The comparisons of epidemiologic and clinical parameters revealed that in the indigenous Warao population in Delta Amacuro  tuberculosis occurs at younger ages (mean of 32.6 years) than in the rest of the population (mean of 38–39 years), and unlike the 71% male predominance in the cities, there is a nearly equal male:female distribution (54%). This pattern is consistent with very active spread within this isolated Amerindian community  that has the highest TB incidence in Venezuela and amongst the lowest life expectancies. The data from the largely Amerindian tuberculosis population in the Amazonas states  suggests a similar, but less marked trend, with an average age of 36.8 that is 64% male. More polemical are the findings suggesting that SIT 17 may be more actively transmitted because patients with isolates belonging to the SIT 17 cluster tended to be younger and were more likely to have AFB positive specimens. Low patient age is considered characteristic of strains being actively transmitted . In contrast, SIT 53 may be less virulent because patients with this spoligotype tended to be older and may have more AFB negative sputa, but the AFB trend did not reach statistical significance, and the older age, while reaching statistical significance, was based on only 21 SIT 53 patients and needs to be confirmed in subsequent studies.
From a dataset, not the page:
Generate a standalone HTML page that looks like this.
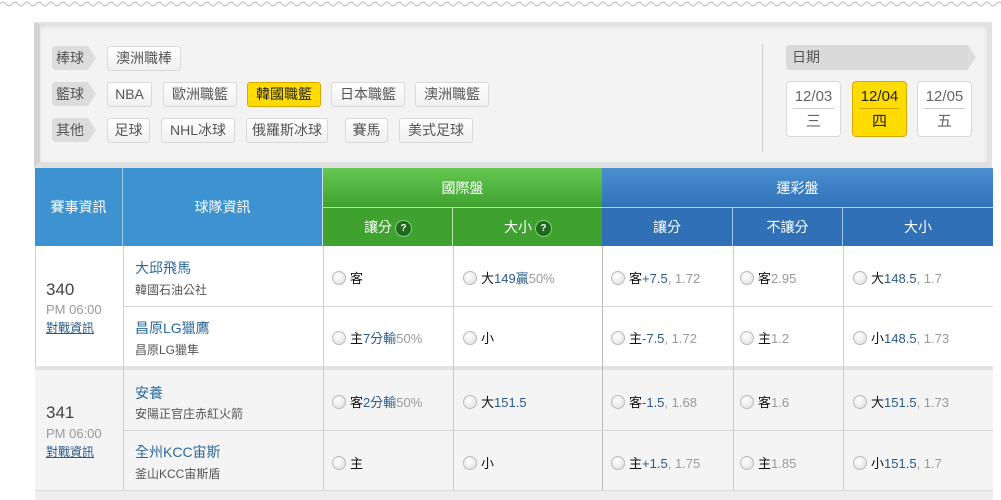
<!DOCTYPE html>
<html><head><meta charset="utf-8"><style>
*{box-sizing:border-box;margin:0;padding:0}
body{width:1001px;height:500px;overflow:hidden;background:#fff;font-family:"Liberation Sans","Noto Sans CJK TC",sans-serif;position:relative;font-size:13px;color:#333}
.a{position:absolute}
.lab{position:absolute;height:24px;background:#dcdcdc;color:#555;font-size:14px;line-height:24px;padding-left:4px;border-radius:4px 0 0 4px}
.lab:after{content:"";position:absolute;right:-8px;top:0;border-left:8px solid #dcdcdc;border-top:12px solid transparent;border-bottom:12px solid transparent}
.b{position:absolute;height:25px;border:1px solid #d8d8d8;border-radius:3px;background:linear-gradient(#fff,#f0f0f0);color:#555;font-size:14px;line-height:23px;text-align:center}
.b.y{background:#ffdc00;border-color:#d9a800;color:#222}
.d{position:absolute;width:55px;height:56px;border:1px solid #d8d8d8;border-radius:4px;background:#fff;text-align:center;color:#666;font-size:15px}
.d.y{background:#ffdc00;border-color:#d9a800;color:#222}
.d .t{height:27px;line-height:30px;border-bottom:1px solid #ccc;margin:0 6px}
.d.y .t{border-color:#d9a800}
.d .w{line-height:26px}
.h{position:absolute;color:#fff;font-size:14px;text-align:center;border-right:1px solid #9cc6e6}
.r{display:inline-block;width:14px;height:14px;border-radius:50%;border:1px solid #bbb;background:radial-gradient(circle at 40% 35%,#fff,#ddd);vertical-align:-2px;margin-right:4px}
.bl{color:#2a5a8a}.g{color:#999}.k{color:#111}
.q{display:inline-block;width:15px;height:15px;border-radius:50%;background:#1f6a1a;color:#fff;font-size:10px;line-height:15px;font-weight:bold;margin-left:4px;vertical-align:1px;box-shadow:0 0 0 1px #8c8}
.o{position:absolute;font-size:13px}
</style></head><body>
<svg class="a" style="left:0;top:0" width="1001" height="10"><path d="M0 4 q3 -4 6 0 t6 0 t6 0 t6 0 t6 0 t6 0 t6 0 t6 0 t6 0 t6 0 t6 0 t6 0 t6 0 t6 0 t6 0 t6 0 t6 0 t6 0 t6 0 t6 0 t6 0 t6 0 t6 0 t6 0 t6 0 t6 0 t6 0 t6 0 t6 0 t6 0 t6 0 t6 0 t6 0 t6 0 t6 0 t6 0 t6 0 t6 0 t6 0 t6 0 t6 0 t6 0 t6 0 t6 0 t6 0 t6 0 t6 0 t6 0 t6 0 t6 0 t6 0 t6 0 t6 0 t6 0 t6 0 t6 0 t6 0 t6 0 t6 0 t6 0 t6 0 t6 0 t6 0 t6 0 t6 0 t6 0 t6 0 t6 0 t6 0 t6 0 t6 0 t6 0 t6 0 t6 0 t6 0 t6 0 t6 0 t6 0 t6 0 t6 0 t6 0 t6 0 t6 0 t6 0 t6 0 t6 0 t6 0 t6 0 t6 0 t6 0 t6 0 t6 0 t6 0 t6 0 t6 0 t6 0 t6 0 t6 0 t6 0 t6 0 t6 0 t6 0 t6 0 t6 0 t6 0 t6 0 t6 0 t6 0 t6 0 t6 0 t6 0 t6 0 t6 0 t6 0 t6 0 t6 0 t6 0 t6 0 t6 0 t6 0 t6 0 t6 0 t6 0 t6 0 t6 0 t6 0 t6 0 t6 0 t6 0 t6 0 t6 0 t6 0 t6 0 t6 0 t6 0 t6 0 t6 0 t6 0 t6 0 t6 0 t6 0 t6 0 t6 0 t6 0 t6 0 t6 0 t6 0 t6 0 t6 0 t6 0 t6 0 t6 0 t6 0 t6 0 t6 0 t6 0 t6 0 t6 0 t6 0 t6 0 t6 0 t6 0 t6 0 t6 0 t6 0 t6 0 t6 0 t6 0 t6 0 t6 0 t6 0 t6 0 t6 0 t6 0 t6 0" fill="none" stroke="#bbb" stroke-width="1"/></svg>
<div class="a" style="left:34px;top:22px;width:958px;height:146px;background:#f3f3f3;border-top:2px solid #e4e4e4;border-left:6px solid #d4d4d4;border-right:5px solid #e2e2e2;border-bottom:6px solid #e0e0e0;box-shadow:inset 0 3px 4px #ddd"></div>
<div class="lab" style="left:52px;top:46px;width:36px">棒球</div>
<div class="lab" style="left:52px;top:82px;width:36px">籃球</div>
<div class="lab" style="left:52px;top:118px;width:36px">其他</div>
<div class="b" style="left:107px;top:46px;width:74px">澳洲職棒</div>
<div class="b" style="left:107px;top:82px;width:45px">NBA</div>
<div class="b" style="left:163px;top:82px;width:74px">歐洲職籃</div>
<div class="b y" style="left:247px;top:82px;width:74px">韓國職籃</div>
<div class="b" style="left:331px;top:82px;width:74px">日本職籃</div>
<div class="b" style="left:415px;top:82px;width:74px">澳洲職籃</div>
<div class="b" style="left:107px;top:118px;width:43px">足球</div>
<div class="b" style="left:161px;top:118px;width:74px">NHL冰球</div>
<div class="b" style="left:246px;top:118px;width:82px">俄羅斯冰球</div>
<div class="b" style="left:345px;top:118px;width:43px">賽馬</div>
<div class="b" style="left:399px;top:118px;width:74px">美式足球</div>
<div class="a" style="left:762px;top:44px;width:1px;height:108px;background:#d0d0d0"></div>
<div class="lab" style="left:786px;top:45px;width:182px;height:25px;background:#dadada;padding-left:6px;font-size:14px">日期</div>
<div class="d" style="left:786px;top:81px"><div class="t">12/03</div><div class="w">三</div></div>
<div class="d y" style="left:852px;top:81px"><div class="t">12/04</div><div class="w">四</div></div>
<div class="d" style="left:917px;top:81px"><div class="t">12/05</div><div class="w">五</div></div>
<div class="h" style="left:35px;top:168px;width:88px;height:78px;line-height:78px;background:#3d93cf">賽事資訊</div>
<div class="h" style="left:123px;top:168px;width:200px;height:78px;line-height:78px;background:#3d93cf;border-right:1px solid #cde">球隊資訊</div>
<div class="h" style="left:323px;top:168px;width:279px;height:40px;line-height:40px;background:linear-gradient(#66c752,#3fa22f);border-bottom:1px solid #b8e0b0;border-right:none">國際盤</div>
<div class="h" style="left:323px;top:208px;width:130px;height:38px;line-height:38px;background:#3fa22f;border-right:1px solid #b8e0b0">讓分<span class="q">?</span></div>
<div class="h" style="left:453px;top:208px;width:149px;height:38px;line-height:38px;background:#3fa22f;border-right:none">大小<span class="q">?</span></div>
<div class="h" style="left:602px;top:168px;width:391px;height:40px;line-height:40px;background:linear-gradient(#4a8fd0,#2f72b8);border-bottom:1px solid #b8d0ea;border-right:none">運彩盤</div>
<div class="h" style="left:602px;top:208px;width:131px;height:38px;line-height:38px;background:#3070b6">讓分</div>
<div class="h" style="left:733px;top:208px;width:110px;height:38px;line-height:38px;background:#3070b6">不讓分</div>
<div class="h" style="left:843px;top:208px;width:150px;height:38px;line-height:38px;background:#3070b6;border-right:none">大小</div>
<div class="a" style="left:35px;top:246px;width:958px;height:254px;background:#fff;border-left:1px solid #ccc"></div>
<div class="a" style="left:35px;top:366px;width:958px;height:4px;background:#e2e2e2"></div>
<div class="a" style="left:35px;top:370px;width:958px;height:121px;background:#f4f4f4"></div>
<div class="a" style="left:35px;top:490px;width:958px;height:10px;background:#eee;border-top:1px solid #ddd"></div>
<div class="a" style="left:123px;top:246px;width:1px;height:244px;background:#ccc"></div>
<div class="a" style="left:323px;top:246px;width:1px;height:244px;background:#ccc"></div>
<div class="a" style="left:453px;top:246px;width:1px;height:244px;background:#ccc"></div>
<div class="a" style="left:602px;top:246px;width:1px;height:244px;background:#bbb"></div>
<div class="a" style="left:733px;top:246px;width:1px;height:244px;background:#ccc"></div>
<div class="a" style="left:843px;top:246px;width:1px;height:244px;background:#ccc"></div>
<div class="a" style="left:123px;top:306px;width:870px;height:1px;background:#d6d6d6"></div>
<div class="a" style="left:123px;top:430px;width:870px;height:1px;background:#d6d6d6"></div>
<div class="a" style="left:46px;top:280px;font-size:17px;color:#444">340</div>
<div class="a" style="left:46px;top:302px;font-size:13px;color:#999">PM 06:00</div>
<div class="a" style="left:46px;top:319px;font-size:12px;color:#2a5a8a;text-decoration:underline">對戰資訊</div>
<div class="a" style="left:46px;top:403px;font-size:17px;color:#444">341</div>
<div class="a" style="left:46px;top:426px;font-size:13px;color:#999">PM 06:00</div>
<div class="a" style="left:46px;top:443px;font-size:12px;color:#2a5a8a;text-decoration:underline">對戰資訊</div>
<div class="a" style="left:135px;top:258px;font-size:14px;color:#2a6a9a">大邱飛馬</div>
<div class="a" style="left:135px;top:281px;font-size:12px;color:#555">韓國石油公社</div>
<div class="a" style="left:135px;top:318px;font-size:14px;color:#2a6a9a">昌原LG獵鷹</div>
<div class="a" style="left:135px;top:341px;font-size:12px;color:#555">昌原LG獵隼</div>
<div class="a" style="left:135px;top:383px;font-size:14px;color:#2a6a9a">安養</div>
<div class="a" style="left:135px;top:405px;font-size:12px;color:#555">安陽正官庄赤紅火箭</div>
<div class="a" style="left:135px;top:442px;font-size:14px;color:#2a6a9a">全州KCC宙斯</div>
<div class="a" style="left:135px;top:465px;font-size:12px;color:#555">釜山KCC宙斯盾</div>
<div class="o" style="left:332px;top:268px"><span class="r"></span><span class="k">客</span></div>
<div class="o" style="left:463px;top:268px"><span class="r"></span><span class="k">大</span><span class="bl">149贏</span><span class="g">50%</span></div>
<div class="o" style="left:611px;top:268px"><span class="r"></span><span class="k">客</span><span class="bl">+7.5</span><span class="g">, 1.72</span></div>
<div class="o" style="left:740px;top:268px"><span class="r"></span><span class="k">客</span><span class="g">2.95</span></div>
<div class="o" style="left:853px;top:268px"><span class="r"></span><span class="k">大</span><span class="bl">148.5</span><span class="g">, 1.7</span></div>
<div class="o" style="left:332px;top:328px"><span class="r"></span><span class="k">主</span><span class="bl">7分輸</span><span class="g">50%</span></div>
<div class="o" style="left:463px;top:328px"><span class="r"></span><span class="k">小</span></div>
<div class="o" style="left:611px;top:328px"><span class="r"></span><span class="k">主</span><span class="bl">-7.5</span><span class="g">, 1.72</span></div>
<div class="o" style="left:740px;top:328px"><span class="r"></span><span class="k">主</span><span class="g">1.2</span></div>
<div class="o" style="left:853px;top:328px"><span class="r"></span><span class="k">小</span><span class="bl">148.5</span><span class="g">, 1.73</span></div>
<div class="o" style="left:332px;top:392px"><span class="r"></span><span class="k">客</span><span class="bl">2分輸</span><span class="g">50%</span></div>
<div class="o" style="left:463px;top:392px"><span class="r"></span><span class="k">大</span><span class="bl">151.5</span></div>
<div class="o" style="left:611px;top:392px"><span class="r"></span><span class="k">客</span><span class="bl">-1.5</span><span class="g">, 1.68</span></div>
<div class="o" style="left:740px;top:392px"><span class="r"></span><span class="k">客</span><span class="g">1.6</span></div>
<div class="o" style="left:853px;top:392px"><span class="r"></span><span class="k">大</span><span class="bl">151.5</span><span class="g">, 1.73</span></div>
<div class="o" style="left:332px;top:453px"><span class="r"></span><span class="k">主</span></div>
<div class="o" style="left:463px;top:453px"><span class="r"></span><span class="k">小</span></div>
<div class="o" style="left:611px;top:453px"><span class="r"></span><span class="k">主</span><span class="bl">+1.5</span><span class="g">, 1.75</span></div>
<div class="o" style="left:740px;top:453px"><span class="r"></span><span class="k">主</span><span class="g">1.85</span></div>
<div class="o" style="left:853px;top:453px"><span class="r"></span><span class="k">小</span><span class="bl">151.5</span><span class="g">, 1.7</span></div>
</body></html>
These associations provoke a number of questions. If SIT 53 were really less virulent, why is it still the sixth most common spoligotype, causing 4% (53) of cases? Could it have been a very common strain in the past, that is now more apt at latency and reactivation than person-to-person transmission, and will its prevalence decrease over time? SIT 93 is the second most common spoligotype, found in 10% of all isolates, but why isn't it also associated with clinical parameters suggesting virulence and transmission? Finally, preliminary MIRU-VNTR analysis suggests that all of the most common spoligotype clusters, except for SIT 605, contain several different strain genotypes. Therefore, for the epidemiologic associations with SIT 17 or SIT 53 to make sense, it must be assumed that the strains with these spoligotypes derived from a common ancestor with genetic characteristics that were maintained even as the MIRU-VNTR patterns evolved, as seems true for globally dispersed lineages such as Beijing. Finally, it must be recalled that clinical data was not available for many of the patients whose isolates comprised this study, so although all data were collected before spoligotyping results were known, the epidemiologic associations with SIT 17 could be subject to biases due to regional differences in patient admission or data recording. We attempted to reduce this possibility through regional stratification, and found that associations for SIT 17 persisted, although not always reaching statistical significance. If subsequent studies with more complete data confirm that the SIT 17 or SIT 53 spoligotypes, or the SIT 605 Carabobo genotype, are associated with particular clinical disease characteristics, the challenge will be to identify the molecular basis for these apparent differences.